The problem is, almost nothing is really exactly
like something else. The appearances of similarity may in fact be
purely superficial, and so lead us nowhere (the “Argument from
Design”, so often employed by people who reject evolution is, I
think, a good example of this). More often however, and this is
where the snares are baited and waiting and the unwary are in
greatest danger of being caught, come from analogies that work quite
well to a certain depth of understanding, but fail at a deeper level
of analysis. The analogy between atoms and solar systems fall right
into the middle of this dangerous pit; so enticing to the casual eye,
but lethally flawed to those who have looked deeper.
Here
is the problem as concisely as I can give it. The planets orbit the
sun in what appear
to be eternally stable orbits, but that it is not actually true.

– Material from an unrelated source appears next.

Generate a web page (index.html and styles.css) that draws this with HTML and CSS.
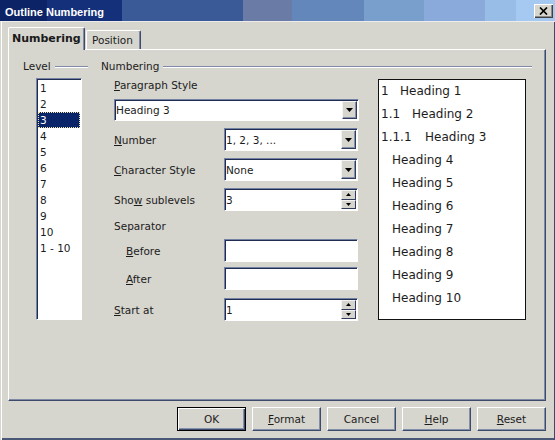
FILE: index.html
```html
<!DOCTYPE html>
<html>
<head>
<meta charset="utf-8">
<title>Outline Numbering</title>
<link rel="stylesheet" href="styles.css">
</head>
<body>
<div class="titlebar">
  <span class="title">Outline Numbering</span>
  <span class="close"><svg width="9" height="8" viewBox="0 0 9 8"><path d="M1 0.5 L8 7.5 M8 0.5 L1 7.5" stroke="#000" stroke-width="1.7" fill="none"/></svg></span>
</div>
<div class="frame">
  <div class="tabs">
    <div class="tab active">Numbering</div>
    <div class="tab">Position</div>
  </div>
  <div class="panel">
    <div class="level-col">
      <div class="group-head"><span>Level</span><i class="rule"></i></div>
      <ul class="level-list">
        <li>1</li>
        <li>2</li>
        <li class="sel">3</li>
        <li>4</li>
        <li>5</li>
        <li>6</li>
        <li>7</li>
        <li>8</li>
        <li>9</li>
        <li>10</li>
        <li>1 - 10</li>
      </ul>
    </div>
    <div class="num-col">
      <div class="group-head"><span>Numbering</span><i class="rule"></i></div>
      <div class="num-body">
        <div class="form">
          <div class="label-top"><u>P</u>aragraph Style</div>
          <div class="field combo wide">
            <span class="field-text">Heading 3</span>
            <span class="drop-btn"><svg width="7" height="4" viewBox="0 0 7 4"><polygon points="0,0 7,0 3.5,4" fill="#000"/></svg></span>
          </div>
          <div class="row">
            <span class="lbl"><u>N</u>umber</span>
            <div class="field combo">
              <span class="field-text">1, 2, 3, ...</span>
              <span class="drop-btn"><svg width="7" height="4" viewBox="0 0 7 4"><polygon points="0,0 7,0 3.5,4" fill="#000"/></svg></span>
            </div>
          </div>
          <div class="row">
            <span class="lbl"><u>C</u>haracter Style</span>
            <div class="field combo">
              <span class="field-text">None</span>
              <span class="drop-btn"><svg width="7" height="4" viewBox="0 0 7 4"><polygon points="0,0 7,0 3.5,4" fill="#000"/></svg></span>
            </div>
          </div>
          <div class="row">
            <span class="lbl">Sho<u>w</u> sublevels</span>
            <div class="field spin">
              <span class="field-text">3</span>
              <span class="spin-btns">
                <span class="spin-btn"><svg width="5" height="3" viewBox="0 0 5 3"><polygon points="0,3 5,3 2.5,0" fill="#000"/></svg></span>
                <span class="spin-btn"><svg width="5" height="3" viewBox="0 0 5 3"><polygon points="0,0 5,0 2.5,3" fill="#000"/></svg></span>
              </span>
            </div>
          </div>
          <div class="label-top sep">Separator</div>
          <div class="row before">
            <span class="lbl indent"><u>B</u>efore</span>
            <div class="field"></div>
          </div>
          <div class="row after">
            <span class="lbl indent"><u>A</u>fter</span>
            <div class="field"></div>
          </div>
          <div class="row start">
            <span class="lbl"><u>S</u>tart at</span>
            <div class="field spin">
              <span class="field-text">1</span>
              <span class="spin-btns">
                <span class="spin-btn"><svg width="5" height="3" viewBox="0 0 5 3"><polygon points="0,3 5,3 2.5,0" fill="#000"/></svg></span>
                <span class="spin-btn"><svg width="5" height="3" viewBox="0 0 5 3"><polygon points="0,0 5,0 2.5,3" fill="#000"/></svg></span>
              </span>
            </div>
          </div>
        </div>
        <div class="preview">
          <div class="pline"><span class="n1">1</span>Heading 1</div>
          <div class="pline"><span class="n2">1.1</span>Heading 2</div>
          <div class="pline"><span class="n3">1.1.1</span>Heading 3</div>
          <div class="pline plain">Heading 4</div>
          <div class="pline plain">Heading 5</div>
          <div class="pline plain">Heading 6</div>
          <div class="pline plain">Heading 7</div>
          <div class="pline plain">Heading 8</div>
          <div class="pline plain">Heading 9</div>
          <div class="pline plain">Heading 10</div>
        </div>
      </div>
    </div>
  </div>
  <div class="buttons">
    <div class="btn default">OK</div>
    <div class="btn"><u>F</u>ormat</div>
    <div class="btn">Cancel</div>
    <div class="btn"><u>H</u>elp</div>
    <div class="btn"><u>R</u>eset</div>
  </div>
</div>
</body>
</html>
```
FILE: styles.css
```css
* { box-sizing: border-box; }
html, body { margin: 0; padding: 0; }
body {
  width: 555px;
  height: 440px;
  overflow: hidden;
  background: #d6d5ce;
  font-family: "DejaVu Sans", sans-serif;
  font-size: 10.5px;
  color: #1c1c1c;
}
u { text-decoration: underline; text-underline-offset: 1px; }

.titlebar {
  height: 21px;
  display: flex;
  justify-content: space-between;
  align-items: flex-start;
  background: linear-gradient(to right,
    #0c2466 0, #0c2466 47px,
    #14307a 47px, #14307a 122px,
    #3a5a97 122px, #3a5a97 243px,
    #6a7ca6 243px, #6a7ca6 292px,
    #6487bb 292px, #6487bb 364px,
    #79a0cc 364px, #79a0cc 424px,
    #8aaadc 424px, #8aaadc 485px,
    #98bde7 485px, #98bde7 516px,
    #a5c9f0 516px);
}
.title {
  font-family: "Liberation Sans", Arial, sans-serif;
  font-weight: bold;
  font-size: 11px;
  color: #fff;
  padding: 3px 0 0 5px;
  line-height: 18px;
}
.close {
  margin: 4px 2px 0 0;
  width: 19px;
  height: 14px;
  background: #d6d5ce;
  display: flex;
  align-items: center;
  justify-content: center;
  box-shadow: inset 1px 1px #fff, inset -1px -1px #404040, inset -2px -2px #8a8a8a;
}

.frame {
  height: 419px;
  border-top: 1px solid #ececec;
  padding: 5px 9px 0 8px;
  display: flex;
  flex-direction: column;
  box-shadow: inset 1px 0 #d6d5ce, inset 2px 0 #fff, inset -1px 0 #3d4a6a, inset 0 -2px #4a5878;
}

.tabs {
  display: flex;
  align-items: flex-end;
  height: 23px;
  margin-bottom: -1px;
}
.tab {
  height: 20px;
  width: 55px;
  margin-left: 1px;
  line-height: 18px;
  padding-left: 5px;
  border-top: 1px solid #fff;
  border-left: 1px solid #fff;
  border-right: 1px solid #3d4a6a;
  box-shadow: inset -1px 0 #7e8aa8;
  border-radius: 2px 2px 0 0;
  background: #d6d5ce;
}
.tab.active {
  position: relative;
  z-index: 1;
  margin-left: 0;
  width: 77px;
  height: 23px;
  padding: 1px 0 0 3px;
  line-height: 20px;
  font-size: 11px;
  font-weight: bold;
  color: #1a1a1a;
}

.panel {
  height: 352px;
  display: flex;
  padding: 10px 0 0 14px;
  border-top: 1px solid #fff;
  border-left: 1px solid #fff;
  border-right: 1px solid #3d4a6a;
  border-bottom: 1px solid #3d4a6a;
  box-shadow: inset -1px -1px #7e8aa6;
}

.group-head {
  display: flex;
  align-items: center;
  height: 13px;
  line-height: 13px;
}
.rule {
  flex: 1;
  height: 2px;
  margin-left: 4px;
  border-top: 1px solid #7e8aa8;
  border-bottom: 1px solid #fff;
}

.level-col { width: 65px; }
.level-list {
  list-style: none;
  margin: 5px 0 0 13px;
  padding: 1px;
  width: 46px;
  height: 242px;
  background: #fff;
  border: 1px solid;
  border-color: #7482a4 #fff #fff #7482a4;
  box-shadow: inset 1px 1px #1f2d52;
}
.level-list li {
  height: 16px;
  line-height: 16px;
  padding-left: 2px;
}
.level-list li.sel {
  background: #0a246a;
  color: #fff;
  outline: 1px dotted #f2e6a6;
  outline-offset: -1px;
}

.num-col { width: 431px; margin-left: 13px; }
.num-body { display: flex; margin-top: 5px; }
.form { width: 245px; margin-left: 13px; }
.label-top { line-height: 14px; }
.label-top.sep { margin-top: 8px; }

.field {
  display: flex;
  align-items: center;
  height: 23px;
  width: 134px;
  background: #fff;
  border: 1px solid;
  border-color: #7482a4 #fff #fff #7482a4;
  box-shadow: inset 1px 1px #1f2d52;
}
.field.wide { width: 245px; height: 22px; margin-top: 7px; }
.field-text { flex: 1; padding-left: 1px; white-space: nowrap; }

.drop-btn {
  align-self: stretch;
  width: 15px;
  margin: 1px 1px 1px 0;
  display: flex;
  align-items: center;
  justify-content: center;
  background: #d6d5ce;
  border: 1px solid;
  border-color: #f4f4f4 #2f3c5e #2f3c5e #f4f4f4;
  box-shadow: inset -1px -1px #8791ac;
}
.spin-btns {
  align-self: stretch;
  width: 15px;
  margin: 1px 1px 1px 0;
  display: flex;
  flex-direction: column;
}
.spin-btn {
  flex: 1;
  display: flex;
  align-items: center;
  justify-content: center;
  background: #d6d5ce;
  border: 1px solid;
  border-color: #f4f4f4 #2f3c5e #2f3c5e #f4f4f4;
}

.row {
  display: flex;
  align-items: center;
  height: 23px;
  margin-top: 7px;
}
.row.before { margin-top: 6px; }
.row.after { margin-top: 5px; }
.row.start { margin-top: 8px; }
.lbl { width: 110px; padding-top: 1px; white-space: nowrap; }
.lbl.indent { padding-left: 12px; }

.preview {
  width: 148px;
  height: 241px;
  margin: 1px 0 0 19px;
  padding-left: 2px;
  background: #fff;
  border: 1px solid #111;
  font-size: 12px;
}
.pline { height: 23px; line-height: 23px; white-space: nowrap; }
.pline span { display: inline-block; }
.n1 { width: 19px; }
.n2 { width: 31px; }
.n3 { width: 44px; }
.pline.plain { padding-left: 11px; }

.buttons {
  display: flex;
  justify-content: flex-end;
  gap: 6px;
  margin-top: 6px;
}
.btn {
  width: 69px;
  height: 24px;
  line-height: 22px;
  text-align: center;
  background: #d6d5ce;
  border: 1px solid;
  border-color: #fff #3d4a6a #3d4a6a #fff;
  box-shadow: inset -1px -1px #8390ac;
}
.btn.default {
  border-color: #000;
  box-shadow: inset 1px 1px #fff, inset -1px -1px #3d4a6a, inset -2px -2px #8390ac;
}
```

According to classical physics, any object accelerating through a
force field (in this case, a gravitational field), where accelerating
means either speeding up, slowing down, or changing direction,
gradually but inexorably radiates energy away. In the case of
planets, the energy lost is in the form of gravitational waves, which
are extraordinarily weak. The net result is that the planets’
orbits about the sun are only approximately stable; eventually they
will fall into the sun, but not for many trillions of years and more,
a time period in which much more serious things are going to happen
to the solar system, such as the sun running out of hydrogen fuel and
blowing up into a red giant, roasting or destroying all the inner
planets, then contracting to a white dwarf, leaving all remaining
planets in an eternal deep freeze.
For
a single electron orbiting a single proton, the simplest atomic
model, the hydrogen atom, the same physics apply, but the time scales
are vastly different. Remember the 1039
difference between gravity and the electromagnetic force, the force
which attracts the electron in the hydrogen atom to its proton
nucleus? Do the necessary calculations and you find the electron
radiating away all its energy as electromagnetic radiation and
crashing into the nucleus in a tiny fraction of a second. All the
other atoms must suffer the same fate, and if indeed this is how
physics works at this level, then matter as we know simply could not
exist.
And
so, by the early twentieth century it was clear from indirect and
direct experiments on the nature of atoms that there was no choice
but to conclude that, in fact, physics was incomplete, and did not
provide a true description of nature at this scale. A new model and
new laws were needed, laws that might seem counter-intuitive to
common sense (always the bane of science) and even to the known laws
of physics. Of course it couldn’t completely overthrow those laws,
as they had explained so much as about how reality works, but it must
give a deeper, subtler, and more complete description of those laws.
The
first attempt to square the now accepted reality of atoms with
physics was made by Neils Bohr, in 1913. Bohr accepted the basic
Rutherford model of the atoms, of electrons orbiting a tiny, dense
nucleus, but added a caveat to the system, based on work previously
done by Max Plank and Einstein: He arbitrarily decided that the
electrons, unlike planets orbiting the sun, couldn’t have any
energy but were restricted to certain, “quantized” values. Atoms
didn’t collapse because the lowest allowed quantized level was not
zero (an assumption Bohr had no justification for except that it made
his model work). To speak strictly correctly, Bohr didn’t quantize
the energy of the electrons but their angular momenta, but the
difference need not concern us here; what is important is that he was
able, for the hydrogen atom, to construct a model with quantized
electron orbits, which perfectly explained all the properties of this
atom, especially its spectral lines, which were the result of
electrons “jumping” (Bohr had no concept for what actually
happened when an electron switched orbits) from outer to inner
orbits, and releasing the energy in the form of light photons of a
specific wavelength.
Bohr’s
model for the hydrogen atom was a stunning success and showed the
world he was on the right track, but many puzzling problems remained.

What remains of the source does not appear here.